Der Altersdurchschnitt von Kfz auf Russlands Straßen ist sehr hoch und wächst seit 2014, dem Beginn der Rubelabwertung, stetig an. Die etwa 53 Millionen Kfz, darunter 46 Millionen Pkw (Stand: 1. Juli 2020), hatten zum 1. August 2020 im Schnitt stolze 13,6 Jahren auf dem Blechbuckel, meldet die Analyseagentur Autostat. Das entspricht einem Zuwachs um 1,5 Prozent im Vergleich zum Vorjahr. Entsprechend hoch ist der Verschleiß, sodass die Nachfrage nach Ersatzteilen steigt. Der älteste Autobestand ist auf der Halbinsel Kamtschatka mit 23,4 Jahren zu finden, der jüngste in der wohlhabenden Republik Tatarstan mit zehn Jahren.
Der russische Markt für Lkw wird 2021 um bis zu 6 Prozent wachsen, schätzt die Agentur Russian Automotive Market Research. Wachstumstreiber Nummer eins sind große Infrastrukturprojekte. Marktführer Kamaz plant, den Absatz auf 32.000 Einheiten zu steigern.
Im Jahr 2020 gingen die Verkäufe von Lkw über 3,5 Tonnen Gewicht im Vergleich zum Vorjahr um 7,4 Prozent auf etwa 74.000 Einheiten zurück, meldete der Branchendienst Autostat. Marktführer Kamaz verzeichnete ein leichtes Absatzplus und konnte mit 27.800 verkauften Einheiten seinen Platz an der Spitze verteidigen. Die GAZ Gruppe auf Platz zwei musste hingegen ein herbes Minus von 23,1 Prozent hinnehmen und verkaufte nur 6.800 Lkw. Auf Platz drei lag Scania mit 4.900 Einheiten, 12,4 Prozent weniger als im Vorjahr.

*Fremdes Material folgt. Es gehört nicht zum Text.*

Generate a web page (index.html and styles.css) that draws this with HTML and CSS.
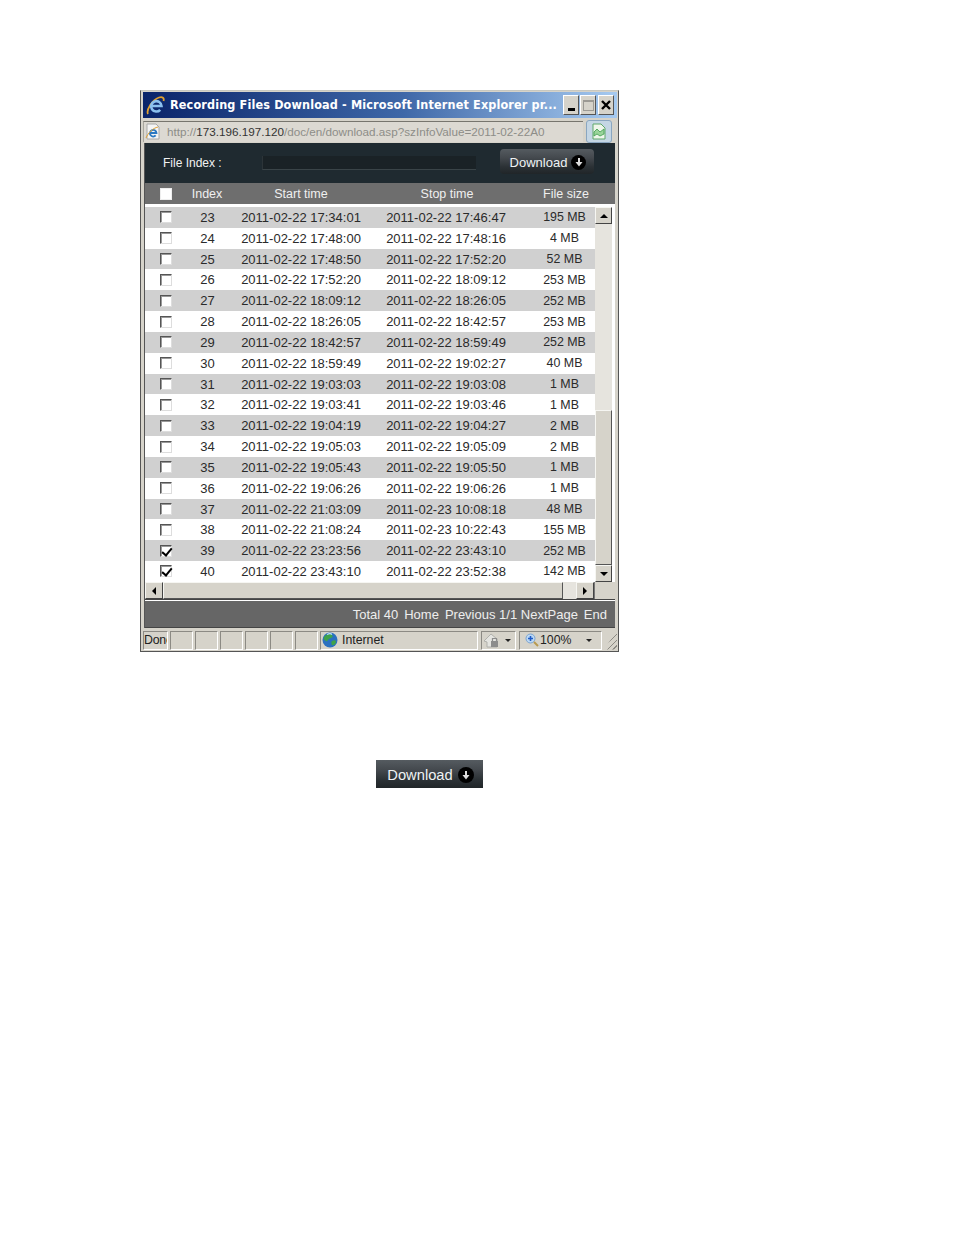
FILE: index.html
```html
<!DOCTYPE html>
<html lang="en">
<head>
    <meta charset="UTF-8">
    <title>Recording Files Download</title>
    <link rel="stylesheet" href="styles.css">
</head>
<body>
    <div class="ie-window">
        <div class="title-bar">
            <svg class="ie-logo" viewBox="0 0 20 20" width="20" height="20">
                <path d="M2 19C0 15 6 5 13 2.500c3.500-1.200 5.500.5 4.500 3.500" fill="none" stroke="#e0a030" stroke-width="1.800"/>
                <path d="M5.500 11h10a5.200 5.200 0 1 0-1.300 3.800" fill="none" stroke="#8cc0ee" stroke-width="2.600"/>
            </svg>
            <span class="title-text">Recording Files Download - Microsoft Internet Explorer pr...</span>
            <div class="win-buttons">
                <span class="win-btn"><i class="min-mark"></i></span>
                <span class="win-btn disabled"><i class="max-mark"></i></span>
                <span class="win-btn close-btn">
                    <svg viewBox="0 0 10 10" width="10" height="10"><path d="M1 1l8 8M9 1l-8 8" stroke="#000" stroke-width="2.400"/></svg>
                </span>
            </div>
        </div>
        <div class="address-bar">
            <div class="address-box">
                <svg class="page-icon" viewBox="0 0 16 17" width="16" height="17">
                    <path d="M2 1h9l3 3v12H2z" fill="#f4f4f4" stroke="#a8a8a8"/>
                    <path d="M5.500 10h6a3.300 3.300 0 1 0-.8 2.400" fill="none" stroke="#2b78c2" stroke-width="1.800"/>
                    <path d="M1 15C3 10 8 5 13 4" fill="none" stroke="#e0a030" stroke-width="1"/>
                </svg>
                <span class="url">http://<b>173.196.197.120</b>/doc/en/download.asp?szInfoValue=2011-02-22A0</span>
            </div>
            <span class="sheet-btn">
                <svg viewBox="0 0 14 17" width="14" height="17">
                    <path d="M1 1h8l4 4v11H1z" fill="#eef6ea" stroke="#5fa86a"/>
                    <path d="M2 9l3-3 3 3 4-3v5l-4 2-3-2-3 2z" fill="#9ad49a" stroke="#3c9c4c" stroke-width=".8"/>
                </svg>
            </span>
        </div>
        <div class="content">
            <div class="index-panel">
                <span class="index-label">File Index :</span>
                <div class="index-field"></div>
                <a class="download-btn small">Download <i class="arrow-dot"><svg viewBox="0 0 10 10" width="10" height="10"><path d="M5 1v5" stroke="#ddd" stroke-width="2"/><path d="M1.500 5h7L5 9.500z" fill="#ddd"/></svg></i></a>
            </div>
            <div class="list-head">
                <span class="col-check"><span class="check head-check"></span></span>
                <span class="col-index">Index</span>
                <span class="col-start">Start time</span>
                <span class="col-stop">Stop time</span>
                <span class="col-size">File size</span>
            </div>
            <div class="list-area">
                <div class="rows" id="rows"></div>
                <div class="v-scroll">
                    <span class="scroll-btn"><i class="tri up"></i></span>
                    <div class="v-track"><div class="v-hatch"></div><div class="v-thumb"></div></div>
                    <span class="scroll-btn"><i class="tri down"></i></span>
                </div>
            </div>
            <div class="h-scroll">
                <span class="scroll-btn h"><i class="tri left"></i></span>
                <div class="h-thumb"></div>
                <div class="h-hatch"></div>
                <span class="scroll-btn h"><i class="tri right"></i></span>
                <span class="scroll-corner"></span>
            </div>
            <div class="pager">
                <span>Total 40</span><span>Home</span><span>Previous 1/1 NextPage</span><span>End</span>
            </div>
        </div>
        <div class="status-bar">
            <span class="cell done">Done</span>
            <span class="cell blank"></span>
            <span class="cell blank"></span>
            <span class="cell blank"></span>
            <span class="cell blank"></span>
            <span class="cell blank"></span>
            <span class="cell blank"></span>
            <span class="cell zone">
                <svg viewBox="0 0 16 16" width="16" height="16">
                    <circle cx="8" cy="8" r="7.500" fill="#2a70c0"/>
                    <path d="M2 5c2-3 6-4 8-2s-1 3-3 4-1 3-3 2-3-2-2-4zM10 9c2-1 4-1 4 1s-3 4-4 3-1-3 0-4z" fill="#3fa34a"/>
                    <path d="M5 2.500c2-1 4-1 5 0" fill="none" stroke="#bfe0f8" stroke-width="1.200"/>
                </svg>
                Internet
            </span>
            <span class="cell lock">
                <svg viewBox="0 0 18 15" width="18" height="15">
                    <path d="M0 8l7-7 6 5v8H3V9z" fill="#e4e4e0" stroke="#b0b0ac"/>
                    <path d="M7 8h7v6H7z" fill="#8c8c8c"/>
                    <path d="M8.500 8V5.500h4V8" fill="none" stroke="#8c8c8c" stroke-width="1.200"/>
                </svg>
                <i class="tri down tiny"></i>
            </span>
            <span class="cell zoom">
                <svg viewBox="0 0 14 14" width="14" height="14">
                    <circle cx="5.500" cy="5.500" r="4.500" fill="#bcd8f4" stroke="#7ca4d0"/>
                    <path d="M3 5.500h5M5.500 3v5" stroke="#1f5cc8" stroke-width="1.600"/>
                    <path d="M9 9l4 4" stroke="#b89a50" stroke-width="2"/>
                </svg>
                100%
                <i class="tri down tiny"></i>
            </span>
            <span class="grip"></span>
        </div>
    </div>

    <div class="second-wrap">
        <a class="download-btn large">Download <i class="arrow-dot"><svg viewBox="0 0 10 10" width="10" height="10"><path d="M5 1v5" stroke="#ddd" stroke-width="2"/><path d="M1.500 5h7L5 9.500z" fill="#ddd"/></svg></i></a>
    </div>

    <script>
        const files = [
            [23, '2011-02-22 17:34:01', '2011-02-22 17:46:47', '195 MB'],
            [24, '2011-02-22 17:48:00', '2011-02-22 17:48:16', '4 MB'],
            [25, '2011-02-22 17:48:50', '2011-02-22 17:52:20', '52 MB'],
            [26, '2011-02-22 17:52:20', '2011-02-22 18:09:12', '253 MB'],
            [27, '2011-02-22 18:09:12', '2011-02-22 18:26:05', '252 MB'],
            [28, '2011-02-22 18:26:05', '2011-02-22 18:42:57', '253 MB'],
            [29, '2011-02-22 18:42:57', '2011-02-22 18:59:49', '252 MB'],
            [30, '2011-02-22 18:59:49', '2011-02-22 19:02:27', '40 MB'],
            [31, '2011-02-22 19:03:03', '2011-02-22 19:03:08', '1 MB'],
            [32, '2011-02-22 19:03:41', '2011-02-22 19:03:46', '1 MB'],
            [33, '2011-02-22 19:04:19', '2011-02-22 19:04:27', '2 MB'],
            [34, '2011-02-22 19:05:03', '2011-02-22 19:05:09', '2 MB'],
            [35, '2011-02-22 19:05:43', '2011-02-22 19:05:50', '1 MB'],
            [36, '2011-02-22 19:06:26', '2011-02-22 19:06:26', '1 MB'],
            [37, '2011-02-22 21:03:09', '2011-02-23 10:08:18', '48 MB'],
            [38, '2011-02-22 21:08:24', '2011-02-23 10:22:43', '155 MB'],
            [39, '2011-02-22 23:23:56', '2011-02-22 23:43:10', '252 MB'],
            [40, '2011-02-22 23:43:10', '2011-02-22 23:52:38', '142 MB']
        ];

        const rows = document.getElementById('rows');
        files.forEach((file, i) => {
            const row = document.createElement('div');
            row.className = i % 2 === 0 ? 'row shaded' : 'row';
            const ticked = file[0] >= 39 ? ' ticked' : '';
            row.innerHTML =
                '<span class="col-check"><span class="check' + ticked + '"></span></span>' +
                '<span class="col-index">' + file[0] + '</span>' +
                '<span class="col-start">' + file[1] + '</span>' +
                '<span class="col-stop">' + file[2] + '</span>' +
                '<span class="col-size">' + file[3] + '</span>';
            rows.appendChild(row);
        });
    </script>
</body>
</html>
```

FILE: styles.css
```css
* {
    margin: 0;
    padding: 0;
    box-sizing: border-box;
}

body {
    background-color: #ffffff;
    font-family: 'Liberation Sans', Arial, sans-serif;
    padding: 90px 0 0 140px;
    color: #222;
}

.ie-window {
    width: 479px;
    height: 562px;
    background-color: #d6d3ca;
    border: 1px solid #555;
    border-top-color: #c8c8c0;
    padding: 1px 1px 1px 2px;
    display: flex;
    flex-direction: column;
}

.title-bar {
    height: 26px;
    padding: 0 3px 0 3px;
    display: flex;
    align-items: center;
    background: linear-gradient(to right, #0a246a 0%, #3f68a8 55%, #a6caf0 100%);
}

.ie-logo {
    flex: none;
    margin-right: 4px;
}

.title-text {
    flex: 1;
    min-width: 0;
    color: #fff;
    font-family: 'DejaVu Sans Condensed', 'DejaVu Sans', sans-serif;
    font-size: 12.500px;
    font-weight: bold;
    letter-spacing: 0.150px;
    padding-bottom: 2px;
    white-space: nowrap;
}

.win-buttons {
    display: flex;
    gap: 1px;
}

.win-btn {
    width: 16px;
    height: 20px;
    background-color: #d6d3ca;
    border: 1px solid;
    border-color: #fff #555 #555 #fff;
    display: flex;
    align-items: center;
    justify-content: center;
}

.close-btn {
    margin-left: 1px;
}

.min-mark {
    width: 7px;
    height: 3px;
    background-color: #000;
    margin-top: 9px;
}

.max-mark {
    width: 11px;
    height: 11px;
    border: 1px solid #9c9a94;
    border-top-width: 2px;
}

.address-bar {
    height: 25px;
    display: flex;
    align-items: center;
    padding: 1px 5px 0 0;
    gap: 3px;
}

.address-box {
    flex: 1;
    height: 21px;
    display: flex;
    align-items: center;
    border-top: 1px solid #77756e;
    border-left: 1px solid #a8a69e;
    background-color: #dcd9d2;
    font-size: 11.700px;
    color: #8d8d88;
    white-space: nowrap;
    overflow: hidden;
}

.page-icon {
    flex: none;
    margin: 0 6px 0 1px;
}

.url b {
    font-weight: normal;
    color: #333;
}

.sheet-btn {
    width: 26px;
    height: 23px;
    border: 1px solid #8aa6c0;
    border-radius: 3px;
    background-color: #c4d6e4;
    display: flex;
    align-items: center;
    justify-content: center;
}

.content {
    flex: 1;
    margin-left: 1px;
    margin-right: 2px;
    background-color: #fff;
    border-left: 1px solid #555;
    display: flex;
    flex-direction: column;
    font-size: 12px;
}

.index-panel {
    height: 40px;
    background-color: #1f2a30;
    display: flex;
    align-items: center;
    color: #f2f2f2;
    padding-left: 18px;
}

.index-label {
    width: 99px;
}

.index-field {
    width: 214px;
    height: 14px;
    background-color: #1a2226;
    border-bottom: 1px solid #3a4448;
    border-left: 1px solid #2c3438;
    margin-right: 24px;
}

.download-btn {
    display: inline-flex;
    align-items: center;
    justify-content: center;
    color: #eef2f4;
    background: linear-gradient(to bottom, #555b60 0%, #44494e 35%, #2c3236 70%, #202528 100%);
}

.download-btn.small {
    width: 94px;
    height: 25px;
    margin-top: -3px;
    padding: 1px 0 0 2px;
    border-radius: 4px;
    font-size: 13px;
    gap: 4px;
}

.download-btn.large {
    width: 107px;
    height: 28px;
    padding: 1px 0 0 2px;
    font-size: 14.700px;
    gap: 5px;
}

.arrow-dot {
    width: 15px;
    height: 15px;
    border-radius: 50%;
    background-color: #000;
    display: flex;
    align-items: center;
    justify-content: center;
}

.large .arrow-dot {
    width: 16px;
    height: 16px;
}

.list-head,
.row {
    display: flex;
    align-items: center;
    text-align: center;
}

.list-head {
    height: 21px;
    background-color: #6e6e6e;
    color: #f0f0f0;
    font-size: 12.500px;
    margin-bottom: 3px;
}

.col-check {
    width: 42px;
    flex: none;
    display: flex;
    justify-content: center;
}

.col-index {
    width: 40px;
    flex: none;
}

.row .col-index {
    padding-left: 1px;
}

.col-start {
    width: 148px;
    flex: none;
}

.col-stop {
    width: 142px;
    flex: none;
}

.list-head .col-stop {
    padding-left: 2px;
}

.col-size {
    width: 78px;
    flex: none;
    padding-left: 17px;
}

.list-head .col-size {
    padding-left: 20px;
}

.row .col-size {
    font-size: 12.400px;
}

.check {
    width: 12px;
    height: 12px;
    background-color: #fff;
    border: 1px solid;
    border-color: #555 #ddd #ddd #555;
    box-shadow: inset 1px 1px 0 #999;
    position: relative;
}

.head-check {
    box-shadow: none;
    border-color: #eee;
}

.check.ticked::after {
    content: "";
    position: absolute;
    left: 3px;
    top: 0;
    width: 4px;
    height: 8px;
    border: solid #000;
    border-width: 0 2px 2px 0;
    transform: rotate(40deg);
}

.list-area {
    height: 375px;
    display: flex;
    padding-right: 3px;
}

.rows {
    flex: 1;
    min-width: 0;
    display: flex;
    flex-direction: column;
    color: #2a2a2a;
    font-size: 13px;
}

.row {
    flex: 1;
    background-color: #fff;
}

.row.shaded {
    background-color: #d0d0d0;
}

.v-scroll {
    width: 17px;
    flex: none;
    display: flex;
    flex-direction: column;
    background-color: #d6d3ca;
}

.scroll-btn {
    flex: none;
    height: 17px;
    width: 17px;
    background-color: #d6d3ca;
    border: 1px solid;
    border-color: #f6f6f2 #444 #444 #f6f6f2;
    display: flex;
    align-items: center;
    justify-content: center;
}

.v-track {
    flex: 1;
    display: flex;
    flex-direction: column;
}

.v-hatch {
    height: 186px;
    background-color: #e6e4de;
}

.v-thumb {
    flex: 1;
    background-color: #d6d3ca;
    border: 1px solid;
    border-color: #f6f6f2 #555 #555 #f6f6f2;
}

.tri {
    width: 0;
    height: 0;
    border-style: solid;
    border-color: transparent;
}

.tri.up {
    border-width: 0 4px 4px;
    border-bottom-color: #000;
}

.tri.down {
    border-width: 4px 4px 0;
    border-top-color: #000;
}

.tri.left {
    border-width: 4px 4px 4px 0;
    border-right-color: #000;
}

.tri.right {
    border-width: 4px 0 4px 4px;
    border-left-color: #000;
}

.tri.tiny {
    border-width: 3px 3px 0;
    border-top-color: #222;
}

.h-scroll {
    height: 18px;
    display: flex;
    background-color: #d6d3ca;
    border-bottom: 1px solid #444;
    padding-right: 3px;
}

.scroll-btn.h {
    height: 17px;
    width: 18px;
}

.h-thumb {
    width: 400px;
    border: 1px solid;
    border-color: #f6f6f2 #555 #555 #f6f6f2;
}

.h-hatch {
    flex: 1;
    background-color: #e6e4de;
}

.scroll-corner {
    width: 18px;
    flex: none;
    background-color: #d6d3ca;
    border-left: 1px solid #777;
}

.pager {
    flex: 1;
    margin-top: 1px;
    background-color: #666;
    color: #eee;
    font-size: 13px;
    display: flex;
    align-items: center;
    justify-content: flex-end;
    gap: 6px;
    padding-right: 8px;
    border-bottom: 1px solid #444;
}

.status-bar {
    height: 22px;
    display: flex;
    align-items: center;
    gap: 2px;
    font-size: 12.300px;
    color: #222;
    padding-top: 2px;
}

.cell {
    height: 19px;
    flex: none;
    border: 1px solid;
    border-color: #8c8a84 #fff #fff #8c8a84;
    display: flex;
    align-items: center;
    overflow: hidden;
    white-space: nowrap;
}

.cell.done {
    width: 25px;
    letter-spacing: -0.200px;
}

.cell.blank {
    width: 23px;
}

.cell.zone {
    width: 158px;
    gap: 4px;
    padding-left: 1px;
    margin-right: 1px;
}

.cell.lock {
    width: 35px;
    gap: 3px;
    padding-left: 2px;
    margin-right: 1px;
}

.cell.zoom {
    width: 83px;
    gap: 1px;
    padding-left: 5px;
}

.cell.zoom .tri {
    margin-left: 14px;
}

.grip {
    flex: 1;
    height: 19px;
    background: repeating-linear-gradient(135deg, transparent 0 3px, #8c8a84 3px 4px);
    clip-path: polygon(100% 0, 100% 100%, 0 100%);
}

.second-wrap {
    padding: 108px 0 0 236px;
}
```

Moderne Mercedes-Lkw können in Russland von staatlichen Subventionen für das Leasing von Spezialtechnik profitieren. Das Industrieministerium hat Ende November 2020 die Regeln für das Vorzugs-Leasing auf Fahrzeuge der Abgasnorm Euro-6 erweitert. Das Joint-Venture Daimler-Kamaz Rus ist derzeit der einzige Hersteller von Lkw mit Euro-6-Motoren und kann somit pro Lkw einen Leasing-Rabatt von 20 Prozent der Kaufsumme beantragen.
Der russische Markt für leichte Nutzfahrzeuge (LCV) wird 2021 um etwa 7,8 Prozent zulegen, erwartet Russian Automotive Market Research. Im Jahr 2020 gingen die Verkäufe im Vergleich zum Vorjahr um 7 Prozent auf etwa 104.000 Einheiten zurück. Marktführer bleibt die GAZ Gruppe mit 44.500 Einheiten, einem Minus von 12 Prozent im Vergleich zum Vorjahr. Auf Platz zwei folgt UAZ mit 14.500 Verkäufen (minus 16 Prozent).